While the couple were keen to get married as soon as possible, they also wanted their loved ones to be there to celebrate with them, so they realized they'd have to wait - Denise's parents currently live in China, where the pandemic travel restrictions only lifted this past August.

Once the COVID-19 travel uncertainty subsided, Denise and Sebastian were finally able to set their wedding date: spring 2024 in the turreted Schlosshotel Kronberg, on the outskirts of Frankfurt.

They're looking forward to celebrating with family and friends from across the world. Denise is particularly excited to introduce loved ones to Germany.

"I wanted to use this opportunity to show them the country I will soon call 'second home'," she says. 

 Denise and Sebastian
Today, Denise and Sebastian are planning their upcoming wedding. Photo credit: Denise Sung

Looking to the future

Denise and Sebastian don't know exactly what the future holds, or where they might settle, but they're excited by the prospects.

"I definitely want to pick a place that's diverse," says Denise. "If we have kids, I want my kids to be fluent in understanding all their different cultures - American, German and Chinese."

Denise and Sebastian both enjoy learning about one another's cultural backgrounds. Over the years, they've sometimes encountered some big differences in perspective, but they address these moments with a shared open mindedness and curiosity. 

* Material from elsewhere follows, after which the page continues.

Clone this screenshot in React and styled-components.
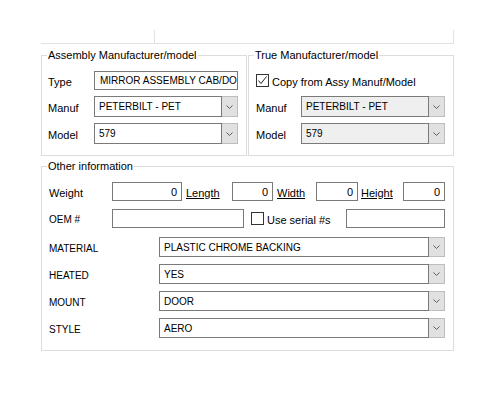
import React from 'react'
import styled, { createGlobalStyle } from 'styled-components'

const GlobalStyle = createGlobalStyle`
  body {
    margin: 0;
    background: #FFFFFF;
    font-family: "Liberation Sans", Arial, sans-serif;
    font-size: 11px;
    color: #000000;
  }
`

const Page = styled.div`
    width: 413px;
    padding: 30px 0 0 41px;
`

const TopStub = styled.div`
    box-sizing: border-box;
    height: 14px;
    border-right: 1px solid #e2e2e2;
    border-bottom: 1px solid #e2e2e2;
`

const StubCell = styled.div`
    width: 113px;
    height: 100%;
    border-right: 1px solid #e2e2e2;
`

const TopRow = styled.div`
    display: flex;
    gap: 1px;
    margin-top: 11px;
`

const GroupBox = styled.div`
    position: relative;
    box-sizing: border-box;
    width: ${p => p.$w}px;
    height: ${p => p.$h}px;
    border: 1px solid #dcdcdc;
    margin-top: ${p => p.$mt || 0}px;
`

const Legend = styled.span`
    position: absolute;
    top: -7px;
    left: 5px;
    padding: 0 1px;
    line-height: 13px;
    background: #FFFFFF;
    white-space: nowrap;
`

const FormGrid = styled.div`
    display: grid;
    grid-template-columns: ${p => p.$label}px 1fr;
    grid-template-rows: 19px 21px 21px;
    row-gap: 6px;
    align-items: center;
    padding: 15px 8px 0 ${p => p.$pl}px;
`

const Label = styled.span`
    font-size: ${p => (p.$caps ? 10 : 11)}px;
    white-space: nowrap;
    text-decoration: ${p => (p.$link ? 'underline' : 'none')};
    padding-left: ${p => p.$pl || 0}px;
    padding-top: 2px;
    width: ${p => (p.$w ? `${p.$w}px` : 'auto')};
    flex-shrink: 0;
    box-sizing: border-box;
`

const TextBox = styled.div`
    box-sizing: border-box;
    display: flex;
    align-items: center;
    justify-content: ${p => (p.$right ? 'flex-end' : 'flex-start')};
    width: ${p => (p.$w ? `${p.$w}px` : 'auto')};
    height: ${p => p.$h || 19}px;
    padding: 0 ${p => (p.$tight ? 0 : 4)}px 0 5px;
    border: 1px solid #7a7a7a;
    background: #FFFFFF;
    font-size: ${p => (p.$caps ? 10 : 11)}px;
    white-space: nowrap;
    overflow: hidden;
    flex-shrink: 0;
`

const ComboWrap = styled.div`
    display: flex;
    height: ${p => p.$h || 21}px;
    width: ${p => (p.$w ? `${p.$w}px` : 'auto')};
    flex-shrink: 0;
`

const ComboField = styled.div`
    flex: 1;
    display: flex;
    align-items: center;
    box-sizing: border-box;
    padding-left: 4px;
    border: 1px solid #7a7a7a;
    background: ${p => (p.$disabled ? '#efefef' : '#FFFFFF')};
    font-size: 10px;
    white-space: nowrap;
    overflow: hidden;
`

const DropButton = styled.div`
    box-sizing: border-box;
    width: 16px;
    display: flex;
    align-items: center;
    justify-content: center;
    background: #e1e1e1;
    border: 1px solid #bdbdbd;
    border-left: none;
`

const CheckRow = styled.div`
    grid-column: 1 / span 2;
    display: flex;
    align-items: center;
    gap: 3px;
    width: ${p => (p.$w ? `${p.$w}px` : 'auto')};
    margin-left: ${p => p.$ml || 0}px;
    flex-shrink: 0;
`

const Box = styled.span`
    box-sizing: border-box;
    width: 13px;
    height: 13px;
    border: 1px solid #333333;
    background: #FFFFFF;
    display: flex;
    align-items: center;
    justify-content: center;
    flex-shrink: 0;
`

const OtherBody = styled.div`
    display: flex;
    flex-direction: column;
    padding: 15px 8px 0 7px;
`

const Row = styled.div`
    display: flex;
    align-items: center;
    height: ${p => p.$h}px;
    margin-bottom: ${p => p.$mb || 0}px;
`

function Chevron() {
  return (
    <svg width="7" height="4" viewBox="0 0 7 4">
      <polyline points="0.5,0.5 3.5,3.5 6.5,0.5" fill="none" stroke="#5e5e5e" strokeWidth="1" />
    </svg>
  )
}

function Combo({ value, disabled, w, h }) {
  return (
    <ComboWrap $w={w} $h={h}>
      <ComboField $disabled={disabled}>{value}</ComboField>
      <DropButton><Chevron /></DropButton>
    </ComboWrap>
  )
}

function CheckBox({ checked }) {
  return (
    <Box>
      {checked && (
        <svg width="11" height="11" viewBox="0 0 11 11">
          <polyline points="1.5,5.5 4,8.5 9.5,1.5" fill="none" stroke="#222" strokeWidth="1" />
        </svg>
      )}
    </Box>
  )
}

const attributes = [
  { label: 'MATERIAL', value: 'PLASTIC CHROME BACKING' },
  { label: 'HEATED', value: 'YES' },
  { label: 'MOUNT', value: 'DOOR' },
  { label: 'STYLE', value: 'AERO' },
]

export default function App() {
  return (
    <Page>
      <GlobalStyle />
      <TopStub><StubCell /></TopStub>

      <TopRow>
        <GroupBox $w={206} $h={101}>
          <Legend>Assembly Manufacturer/model</Legend>
          <FormGrid $label={46} $pl={6}>
            <Label>Type</Label>
            <TextBox $caps $tight>MIRROR ASSEMBLY CAB/DO</TextBox>
            <Label>Manuf</Label>
            <Combo value="PETERBILT - PET" />
            <Label>Model</Label>
            <Combo value="579" />
          </FormGrid>
        </GroupBox>

        <GroupBox $w={206} $h={101}>
          <Legend>True Manufacturer/model</Legend>
          <FormGrid $label={45} $pl={7}>
            <CheckRow>
              <CheckBox checked />
              <Label>Copy from Assy Manuf/Model</Label>
            </CheckRow>
            <Label>Manuf</Label>
            <Combo value="PETERBILT - PET" disabled />
            <Label>Model</Label>
            <Combo value="579" disabled />
          </FormGrid>
        </GroupBox>
      </TopRow>

      <GroupBox $w={413} $h={185} $mt={10}>
        <Legend>Other information</Legend>
        <OtherBody>
          <Row $h={19} $mb={8}>
            <Label $w={63}>Weight</Label>
            <TextBox $w={70} $right>0</TextBox>
            <Label $w={50} $pl={4} $link>Length</Label>
            <TextBox $w={41} $right>0</TextBox>
            <Label $w={43} $pl={4} $link>Width</Label>
            <TextBox $w={42} $right>0</TextBox>
            <Label $w={45} $pl={3} $link>Height</Label>
            <TextBox $w={42} $right>0</TextBox>
          </Row>
          <Row $h={19} $mb={9}>
            <Label $w={63} $caps>OEM #</Label>
            <TextBox $w={132} />
            <CheckRow $ml={7} $w={95}>
              <CheckBox />
              <Label>Use serial #s</Label>
            </CheckRow>
            <TextBox $w={99} />
          </Row>
          {attributes.map(a => (
            <Row key={a.label} $h={20} $mb={7}>
              <Label $w={110} $caps>{a.label}</Label>
              <Combo value={a.value} w={286} h={20} />
            </Row>
          ))}
        </OtherBody>
      </GroupBox>
    </Page>
  )
}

"The way we approach things can be quite different. But I think that that is something we can always learn from each other and understand," says Denise. "We both equally respect each other's culture and are equally curious to learn about each other's culture."

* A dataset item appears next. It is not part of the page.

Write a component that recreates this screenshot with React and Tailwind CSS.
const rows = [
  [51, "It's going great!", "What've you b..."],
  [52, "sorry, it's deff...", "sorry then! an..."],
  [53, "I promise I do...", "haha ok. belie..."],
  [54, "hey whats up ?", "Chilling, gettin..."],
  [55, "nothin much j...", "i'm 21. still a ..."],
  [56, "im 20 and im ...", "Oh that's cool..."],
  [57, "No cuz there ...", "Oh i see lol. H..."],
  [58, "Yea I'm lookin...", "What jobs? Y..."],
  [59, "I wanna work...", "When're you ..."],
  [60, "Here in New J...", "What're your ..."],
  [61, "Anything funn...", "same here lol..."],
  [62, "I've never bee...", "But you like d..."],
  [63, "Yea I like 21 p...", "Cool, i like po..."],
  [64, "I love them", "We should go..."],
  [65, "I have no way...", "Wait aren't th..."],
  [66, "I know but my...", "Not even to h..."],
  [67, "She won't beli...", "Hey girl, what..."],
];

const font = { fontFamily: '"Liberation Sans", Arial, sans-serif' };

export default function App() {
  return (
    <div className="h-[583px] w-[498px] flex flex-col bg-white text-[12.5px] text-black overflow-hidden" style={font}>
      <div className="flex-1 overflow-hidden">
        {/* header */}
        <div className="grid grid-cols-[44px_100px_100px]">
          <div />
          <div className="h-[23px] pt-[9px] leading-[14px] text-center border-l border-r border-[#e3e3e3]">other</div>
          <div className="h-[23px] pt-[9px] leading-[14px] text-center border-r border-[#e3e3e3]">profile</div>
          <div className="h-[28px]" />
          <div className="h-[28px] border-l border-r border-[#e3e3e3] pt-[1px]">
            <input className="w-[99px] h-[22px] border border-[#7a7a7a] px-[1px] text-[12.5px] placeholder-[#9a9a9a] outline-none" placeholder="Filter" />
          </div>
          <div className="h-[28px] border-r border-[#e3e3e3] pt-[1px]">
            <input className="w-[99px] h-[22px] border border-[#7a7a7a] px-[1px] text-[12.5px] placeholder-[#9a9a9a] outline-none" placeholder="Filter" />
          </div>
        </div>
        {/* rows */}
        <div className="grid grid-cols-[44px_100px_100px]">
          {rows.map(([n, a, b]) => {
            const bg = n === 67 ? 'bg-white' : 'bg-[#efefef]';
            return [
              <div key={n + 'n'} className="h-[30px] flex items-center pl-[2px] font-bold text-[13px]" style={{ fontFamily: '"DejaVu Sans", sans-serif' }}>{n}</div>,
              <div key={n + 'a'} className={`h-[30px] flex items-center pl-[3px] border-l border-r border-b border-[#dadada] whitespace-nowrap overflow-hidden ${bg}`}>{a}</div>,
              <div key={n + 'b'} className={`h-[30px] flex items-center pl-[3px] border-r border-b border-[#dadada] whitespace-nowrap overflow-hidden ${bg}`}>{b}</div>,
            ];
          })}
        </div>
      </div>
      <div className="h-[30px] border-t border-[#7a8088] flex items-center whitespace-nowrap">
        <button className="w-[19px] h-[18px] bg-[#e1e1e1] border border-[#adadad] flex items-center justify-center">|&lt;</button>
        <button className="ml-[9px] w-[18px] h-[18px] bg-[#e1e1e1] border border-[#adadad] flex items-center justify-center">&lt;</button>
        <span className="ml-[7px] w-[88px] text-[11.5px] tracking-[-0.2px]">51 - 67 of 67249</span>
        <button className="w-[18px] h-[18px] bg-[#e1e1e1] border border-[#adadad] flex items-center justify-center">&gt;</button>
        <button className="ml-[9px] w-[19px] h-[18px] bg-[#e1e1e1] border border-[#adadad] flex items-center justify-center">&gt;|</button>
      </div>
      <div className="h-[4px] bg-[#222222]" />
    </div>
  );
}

"That's something that really unites us and which we have in common," agrees Sebastian. "Cultural difference never has been something that deters me, it's rather something that attracts me."

It's now eight years since Sebastian and Denise crossed paths in the bar in Hong Kong. Today, Sebastian spends more time looking forward to the time to come, than reflecting on times passed.

"I'm not dwelling on how unlikely it was that we met each other," he says. "I'm just happy it happened and look forward to the future we have together." 

Denise is excited for that future too - but she also remains struck by the unlikeliness of their meeting, and believes it was meant to be.

"I believe in the energy from the universe," says Denise. "In Chinese language we have one word, it's 'yuánfèn' - it basically means 'fate'. We often use that word when you see people from completely different sides of the world drawing together."

"He is from Frankfurt. I grew up in the countryside in Taiwan. We were in different countries. And we met in a third country that both of us would not expect to be in at that place, at that time. You start to wonder. You question, if it's not fate, what is it? And he happened to have my favourite boy's name. Maybe I knew all along I was going to marry Sebastian."